2. Going back into Lightroom, I will remove any images the client did not select from my working folder. This way I can concentrate on editing the photos they want. Since color correction has already been applied, and the image is at or near the correct exposure, my next step is to retouch the shot.  To do that, I will have Lightroom send the image to Photoshop.

3. Photoshop is where I do all the heavy lifting. My first step is to keep the original image untouched.  To do that, I will make a copy of the image and place that layer on top. All edits will then take place on the copy layer and above.

4. Clean up the image of any dust or distractions comes next.  Create a blank layer over your duplicate background. This will be the level you use to create a clean up mask.

I use a couple of different tools. to remove dust, stray hairs or lint. My favorite is the spot healing brush, just dab it on the speck of dust and it disappears, usually. It does this by sampling the area around the brush and placing it over top of the image flaw.

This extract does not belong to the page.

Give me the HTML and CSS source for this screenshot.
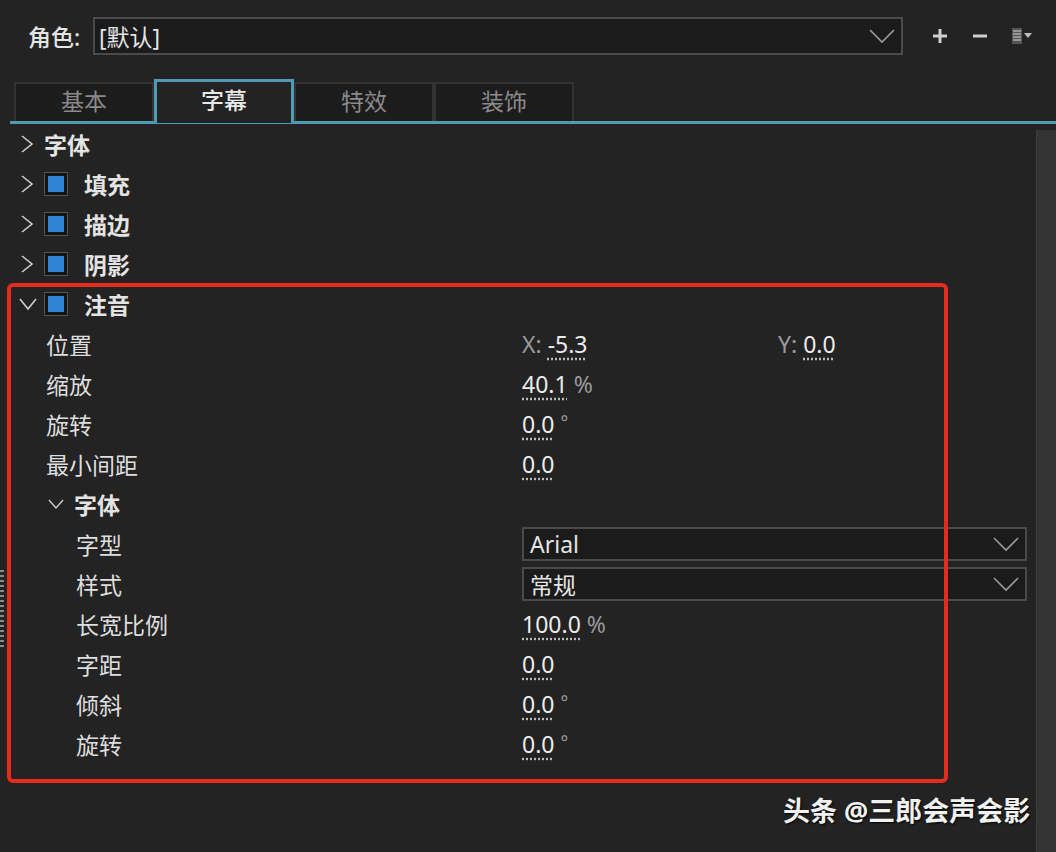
FILE: index.html
```html
<!DOCTYPE html>
<html>
  <head>
    <meta charset="UTF-8">
    <title>注音</title>
    <link rel="stylesheet" href="styles.css">
  </head>
  <body>
    <div class="role-row">
      <span class="role-label">角色:</span>
      <div class="select role-select">
        <span>[默认]</span>
        <svg class="caret" width="26" height="16" viewBox="0 0 26 16"><path d="M1 2 L13 14 L25 2" fill="none" stroke="#9a9a9a" stroke-width="1.6"/></svg>
      </div>
      <div class="tools">
        <svg width="18" height="18" viewBox="0 0 18 18"><path d="M9 2 V16 M2 9 H16" stroke="#cfcfcf" stroke-width="3"/></svg>
        <svg width="18" height="18" viewBox="0 0 18 18"><path d="M2 9 H16" stroke="#cfcfcf" stroke-width="3"/></svg>
        <svg width="24" height="20" viewBox="0 0 24 20"><rect x="1" y="2" width="10" height="16" fill="#555"/><path d="M2 5 H10 M2 8 H10 M2 11 H10 M2 14 H10" stroke="#aaa" stroke-width="1.4"/><path d="M13 7 L21 7 L17 12 Z" fill="#bbb"/></svg>
      </div>
    </div>

    <div class="tabs">
      <div class="tab">基本</div>
      <div class="tab active">字幕</div>
      <div class="tab">特效</div>
      <div class="tab">装饰</div>
    </div>

    <div class="panel">
      <div class="tree">
        <div class="row lvl0">
          <svg class="chev" width="14" height="20" viewBox="0 0 14 20"><path d="M2 2 L12 10 L2 18" fill="none" stroke="#cfcfcf" stroke-width="1.6"/></svg>
          <span class="head">字体</span>
        </div>
        <div class="row lvl0">
          <svg class="chev" width="14" height="20" viewBox="0 0 14 20"><path d="M2 2 L12 10 L2 18" fill="none" stroke="#cfcfcf" stroke-width="1.6"/></svg>
          <span class="check"><i></i></span>
          <span class="head">填充</span>
        </div>
        <div class="row lvl0">
          <svg class="chev" width="14" height="20" viewBox="0 0 14 20"><path d="M2 2 L12 10 L2 18" fill="none" stroke="#cfcfcf" stroke-width="1.6"/></svg>
          <span class="check"><i></i></span>
          <span class="head">描边</span>
        </div>
        <div class="row lvl0">
          <svg class="chev" width="14" height="20" viewBox="0 0 14 20"><path d="M2 2 L12 10 L2 18" fill="none" stroke="#cfcfcf" stroke-width="1.6"/></svg>
          <span class="check"><i></i></span>
          <span class="head">阴影</span>
        </div>
        <div class="row lvl0">
          <svg class="chev down" width="20" height="14" viewBox="0 0 20 14"><path d="M2 2 L10 12 L18 2" fill="none" stroke="#cfcfcf" stroke-width="1.6"/></svg>
          <span class="check"><i></i></span>
          <span class="head">注音</span>
        </div>

        <div class="row prop lvl1">
          <span class="label">位置</span>
          <span class="val"><span class="dim">X:</span> <u>-5.3</u></span>
          <span class="val"><span class="dim">Y:</span> <u>0.0</u></span>
        </div>
        <div class="row prop lvl1">
          <span class="label">缩放</span>
          <span class="val"><u>40.1</u> <span class="dim">%</span></span>
        </div>
        <div class="row prop lvl1">
          <span class="label">旋转</span>
          <span class="val"><u>0.0</u> <span class="dim deg">°</span></span>
        </div>
        <div class="row prop lvl1">
          <span class="label">最小间距</span>
          <span class="val"><u>0.0</u></span>
        </div>
        <div class="row lvl1b">
          <svg class="chev small" width="16" height="12" viewBox="0 0 16 12"><path d="M1 2 L8 10 L15 2" fill="none" stroke="#cfcfcf" stroke-width="1.4"/></svg>
          <span class="head">字体</span>
        </div>
        <div class="row prop lvl2">
          <span class="label">字型</span>
          <div class="select field"><span class="latin">Arial</span>
            <svg class="caret" width="26" height="16" viewBox="0 0 26 16"><path d="M1 2 L13 14 L25 2" fill="none" stroke="#9a9a9a" stroke-width="1.6"/></svg>
          </div>
        </div>
        <div class="row prop lvl2">
          <span class="label">样式</span>
          <div class="select field"><span>常规</span>
            <svg class="caret" width="26" height="16" viewBox="0 0 26 16"><path d="M1 2 L13 14 L25 2" fill="none" stroke="#9a9a9a" stroke-width="1.6"/></svg>
          </div>
        </div>
        <div class="row prop lvl2">
          <span class="label">长宽比例</span>
          <span class="val"><u>100.0</u> <span class="dim">%</span></span>
        </div>
        <div class="row prop lvl2">
          <span class="label">字距</span>
          <span class="val"><u>0.0</u></span>
        </div>
        <div class="row prop lvl2">
          <span class="label">倾斜</span>
          <span class="val"><u>0.0</u> <span class="dim deg">°</span></span>
        </div>
        <div class="row prop lvl2">
          <span class="label">旋转</span>
          <span class="val"><u>0.0</u> <span class="dim deg">°</span></span>
        </div>
      </div>
      <div class="scrollbar"></div>
    </div>

    <div class="grip"></div>
    <div class="highlight"></div>
    <div class="watermark">头条 @三郎会声会影</div>
  </body>
</html>
```

FILE: styles.css
```css
body {
  margin: 0;
  height: 852px;
  overflow: hidden;
  background: #232323;
  color: #e4e4e4;
  font-family: "Noto Sans", "Noto Sans CJK SC", sans-serif;
  font-size: 23px;
  position: relative;
}

.role-row {
  display: flex;
  align-items: center;
  height: 38px;
  padding: 17px 0 0 28px;
}

.role-label {
  width: 65px;
  font-weight: 500;
}

.select {
  display: flex;
  align-items: center;
  justify-content: space-between;
  box-sizing: border-box;
  background: #1b1b1b;
  border: 2px solid #4a4a4a;
  padding: 0 6px 0 4px;
}

.role-select {
  width: 810px;
  height: 38px;
}

.tools {
  display: flex;
  align-items: center;
  gap: 22px;
  margin-left: 28px;
}

.tabs {
  display: flex;
  margin-top: 25px;
  margin-left: 10px;
  height: 41px;
  padding-left: 4px;
  border-bottom: 3px solid #4f9bb4;
}

.tab {
  box-sizing: border-box;
  width: 140px;
  height: 39px;
  margin-top: 2px;
  background: #1c1c1c;
  border: 2px solid #333;
  border-bottom: none;
  color: #8a8a8a;
  text-align: center;
  line-height: 34px;
}

.tab.active {
  height: 44px;
  margin-top: -1px;
  background: #232323;
  border: 3px solid #4f9bb4;
  border-bottom: none;
  color: #e8e8e8;
  font-weight: 500;
  line-height: 36px;
}

.panel {
  display: flex;
}

.tree {
  flex: 1;
}

.scrollbar {
  width: 19px;
  margin-top: 6px;
  height: 730px;
  background: #333;
  border-left: 1px solid #3c3c3c;
}

.row {
  display: flex;
  align-items: center;
  height: 40px;
}

.lvl0 {
  padding-left: 20px;
}

.chev {
  flex: none;
  margin-right: 10px;
}

.chev.down {
  margin-left: -2px;
  margin-right: 6px;
}

.head {
  font-weight: 700;
}

.check {
  box-sizing: border-box;
  width: 24px;
  height: 24px;
  margin-right: 16px;
  border: 1px solid #555;
  background: #151515;
  display: flex;
  align-items: center;
  justify-content: center;
}

.check i {
  width: 16px;
  height: 16px;
  background: #3183d6;
}

.prop {
  display: grid;
  grid-template-columns: 476px 256px 1fr;
  padding-left: 46px;
}

.lvl2 {
  grid-template-columns: 446px 505px;
  padding-left: 76px;
}

.lvl1b {
  padding-left: 48px;
}

.chev.small {
  margin-right: 10px;
}

.label {
  color: #dedede;
}

.val u {
  text-decoration: underline dotted #bbb;
  text-underline-offset: 5px;
  color: #ececec;
}

.dim {
  color: #9a9a9a;
}

.deg {
  vertical-align: 4px;
  font-size: 18px;
}

.field {
  height: 34px;
  padding-left: 6px;
}

.latin {
  font-family: "Noto Sans", sans-serif;
}

.grip {
  position: absolute;
  left: 0;
  top: 570px;
  width: 4px;
  height: 80px;
  background: repeating-linear-gradient(#8a8a8a 0 2px, transparent 2px 5px);
}

.highlight {
  position: absolute;
  left: 7px;
  top: 283px;
  width: 933px;
  height: 492px;
  border: 4px solid #e52b1d;
  border-radius: 6px;
}

.watermark {
  position: absolute;
  left: 783px;
  top: 790px;
  color: #f2f2f2;
  font-weight: 700;
  font-size: 27px;
  text-shadow: 1px 1px 2px #000;
}
```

Sometimes the spot healing brush creates a smudge look and that ends up looking horrible. In this case, there are other tools to help you out.  You can use the healing brush, which allows you to sample the area you want to use to place over the dust or flaw.  If that doesn’t work, try the clone stamp. Set the selection area for the stamp and paint over the flaw.

Finally, if none of these work, try the patch tool, which allows you to draw a selection around the flaw, then move the selection area to the sample area. The result, the sampled area appears to cover the flaw.

Be sure to check all over the image, not just on the product. Check your surface and backdrop too. Take your time to clean up the image. Zoom in to correct things, then zoom out to make sure your repair doesn’t show when you view the entire image. As I mentioned before, this will be your 24 hour a day representative!

5.  My next step is to check for any dings, dents or label flaws. These get repaired in a similar fashion. for some dings or dents that affect the shape of the product, I will use the lasso tool to make a selection of a similar area and copy the merged layers, pasting the copy on top. You can they move the copy to line up and cover the ding.

If you do this, most of the time, the edges will show, so give the pasted layer a mask and use a soft black brush on the mask to blend in the pasted section.

6. Another common problem will be a flaw in a product’s printed label. The ink didn’t flow right, leaving white specs. This can be easily corrected by sampling the color around the spec, and then using your brush to paint the color in.

7. Dodge and Burn –  This term dates back to the days photographers would develop their own negatives and make their own prints. It was a term that meant to lighten or darken an area of the photo by adding more or less light.

Dodge means to lighten, Burn darkens an area. This creates a higher contrast and can help make your product jump off the page with a more 3D appearance.

In Photoshop, there are dodge and burn brushes, but here is how I do it…

Above the retouched image, I will create a curves layer. Grabbing the adjustment line in the center, I will pull it toward the top left corner, until I just get a nice arc and the image doesn’t grow too bright. I name this layer Dodge, then invert the curve layer’s mask so the adjustment disappears.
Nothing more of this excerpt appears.